【BUG】xinference升级0.12.2后运行glm4v出现OOM - Githubissues

xorbitsai / inference

Replace OpenAI GPT with another LLM in your app by changing a single line of code. Xinference gives you the freedom to use any LLM you need. With Xinference, you're empowered to run inference with any open-source language models, speech recognition models, and multimodal models, whether in the cloud, on-premises, or even on your laptop.

https://inference.readthedocs.io

Apache License 2.0

5.05k stars 402 forks source link

【BUG】xinference升级0.12.2后运行glm4v出现OOM #1712

Open Yog-AI opened 3 months ago

Yog-AI commented 3 months ago

模型是glm4-v-9b，显卡是3090和4090 启动命令： xinference launch --model-engine Transformers --model-name glm-4v --size-in-billions 9 --model-format pytorch --quantization none

问题描述： xinference刚刚升级到0.12.2版本后，3090和4090同时出现OOM（单机单卡），但在升级之前，在两台机器上都是正常的运行。

QUNING1 commented 3 months ago

我A800 80G运行glm4 也会爆难绷 0.12.2

Yog-AI commented 3 months ago

我A800 80G运行glm4 也会爆难绷 0.12.2

是的，我200%确认在pip install xinference -U 之前，glm4v是正常运行且运行了一批识别任务的。

Yog-AI commented 3 months ago

我无法探明OOM问题出现的原因，只能给后面遇到相似问题的人一个参考。解决办法：回退xinference版本，重新创建一个conda虚拟环境，然后安装：pip install "xinference[all]==0.12.0" 然后就能运行glm4v模型了

MiningIrving commented 3 months ago

+1，3090 24G 设置N-GPU=4，但只使用第一张卡然后OOM

ChengjieLi28 commented 3 months ago

+1，3090 24G 设置N-GPU=4，但只使用第一张卡然后OOM

多卡问题glm4v他们官方改过一次代码，我们近期会升级huggingface模型版本号用以适配。modelscope下载的需要删掉模型再下载一遍应该就是他们最新修复的代码。

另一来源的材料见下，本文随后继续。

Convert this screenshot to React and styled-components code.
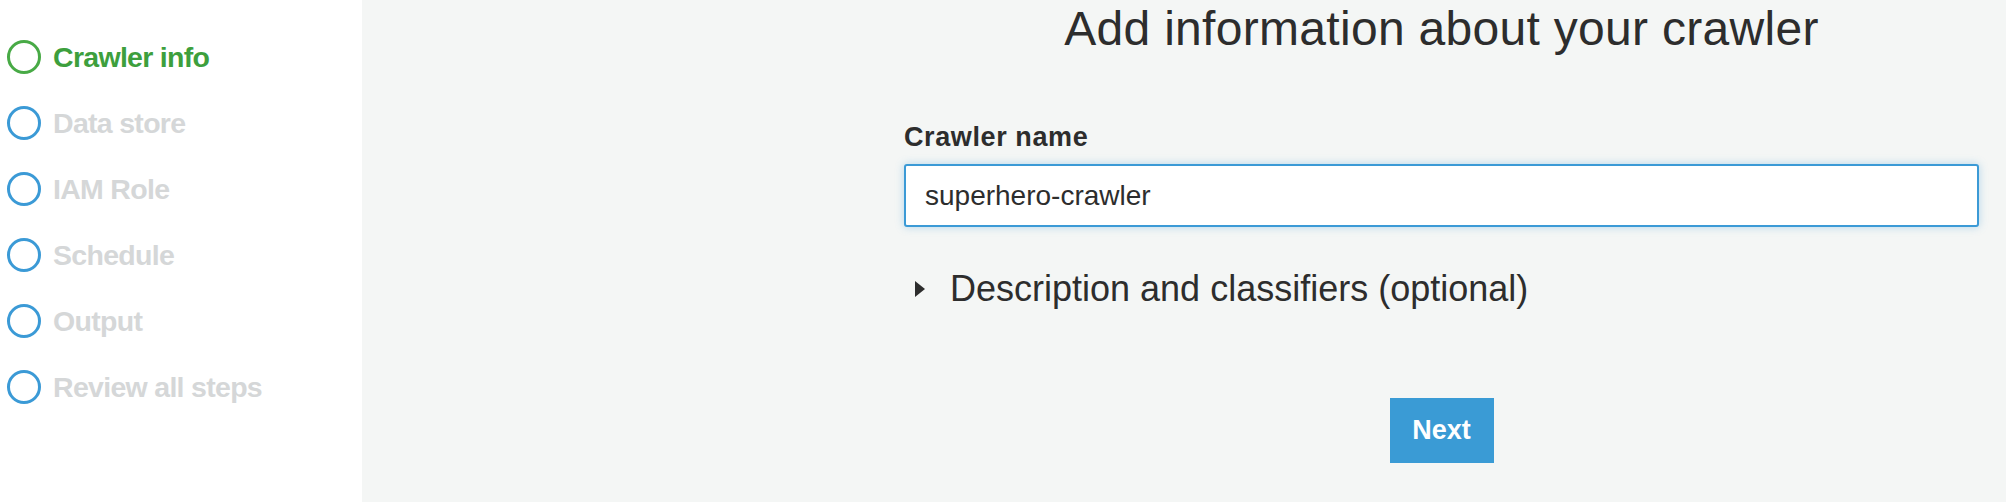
import React from "react";
import styled, { createGlobalStyle } from "styled-components";

const Global = createGlobalStyle`
  html, body { margin: 0; padding: 0; height: 100%; }
  body { font-family: "Liberation Sans", Arial, sans-serif; background: #f4f6f5; }
  #root { height: 100%; }
  * { box-sizing: border-box; }
`;

const Page = styled.div`
  display: flex;
  min-height: 100vh;
  background: #f4f6f5;
`;

const Sidebar = styled.nav`
  width: 362px;
  flex: 0 0 362px;
  background: #ffffff;
  padding: 24px 0 0 7px;
  display: flex;
  flex-direction: column;
`;

const Step = styled.div`
  height: 66px;
  display: flex;
  align-items: center;
  gap: 12px;
`;

const StepCircle = styled.span`
  width: 34px;
  height: 34px;
  border-radius: 50%;
  border: 3px solid ${(p) => (p.$active ? "#48aa46" : "#3b9ad6")};
  flex: 0 0 34px;
`;

const StepLabel = styled.span`
  font-size: 28.5px;
  font-weight: 700;
  letter-spacing: -0.7px;
  color: ${(p) => (p.$active ? "#3d9f3d" : "#d5d7d8")};
  line-height: 34px;
`;

const Main = styled.main`
  flex: 1;
  padding: 0 27px 0 542px;
`;

const Form = styled.div`
  display: flex;
  flex-direction: column;
`;

const Title = styled.h1`
  margin: 2px 0 0;
  font-size: 48px;
  line-height: 54px;
  font-weight: 400;
  letter-spacing: 0.3px;
  color: #2d2d2d;
  text-align: center;
`;

const FieldLabel = styled.label`
  margin-top: 66px;
  font-size: 27px;
  line-height: 30px;
  font-weight: 700;
  letter-spacing: 0.6px;
  color: #2d2d2d;
`;

const TextInput = styled.input`
  margin-top: 12px;
  height: 63px;
  width: 100%;
  border: 2px solid #3b9ad6;
  border-radius: 3px;
  background: #ffffff;
  box-shadow: 0 0 8px rgba(59, 154, 214, 0.35);
  padding: 0 0 0 19px;
  font-family: "Liberation Sans", Arial, sans-serif;
  font-size: 28px;
  color: #2d2d2d;
  outline: none;
`;

const Expander = styled.div`
  margin-top: 41px;
  display: flex;
  align-items: center;
  gap: 25px;
  padding-left: 11px;
  height: 42px;
`;

const Caret = styled.span`
  width: 0;
  height: 0;
  border-top: 8px solid transparent;
  border-bottom: 8px solid transparent;
  border-left: 10px solid #2d2d2d;
`;

const ExpanderText = styled.span`
  font-size: 36px;
  line-height: 42px;
  color: #2d2d2d;
`;

const Actions = styled.div`
  margin-top: 88px;
  display: flex;
  justify-content: center;
`;

const PrimaryButton = styled.button`
  width: 104px;
  height: 65px;
  border: none;
  border-radius: 0;
  background: #3a9bd5;
  color: #ffffff;
  font-family: "Liberation Sans", Arial, sans-serif;
  font-size: 27px;
  font-weight: 700;
  padding: 0;
  cursor: pointer;
`;

const steps = [
  "Crawler info",
  "Data store",
  "IAM Role",
  "Schedule",
  "Output",
  "Review all steps",
];

export default function App() {
  return (
    <>
      <Global />
      <Page>
        <Sidebar>
          {steps.map((s, i) => (
            <Step key={s}>
              <StepCircle $active={i === 0} />
              <StepLabel $active={i === 0}>{s}</StepLabel>
            </Step>
          ))}
        </Sidebar>
        <Main>
          <Form>
            <Title>Add information about your crawler</Title>
            <FieldLabel htmlFor="crawler-name">Crawler name</FieldLabel>
            <TextInput id="crawler-name" defaultValue="superhero-crawler" />
            <Expander>
              <Caret />
              <ExpanderText>Description and classifiers (optional)</ExpanderText>
            </Expander>
            <Actions>
              <PrimaryButton>Next</PrimaryButton>
            </Actions>
          </Form>
        </Main>
      </Page>
    </>
  );
}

zhangever commented 2 months ago

我无法探明OOM问题出现的原因，只能给后面遇到相似问题的人一个参考。解决办法：回退xinference版本，重新创建一个conda虚拟环境，然后安装：pip install "xinference[all]==0.12.0" 然后就能运行glm4v模型了

感谢，我也遇到同样问题，折腾了半天，最后用大佬这种方法才算解决。

github-actions[bot] commented 2 months ago

This issue is stale because it has been open for 7 days with no activity.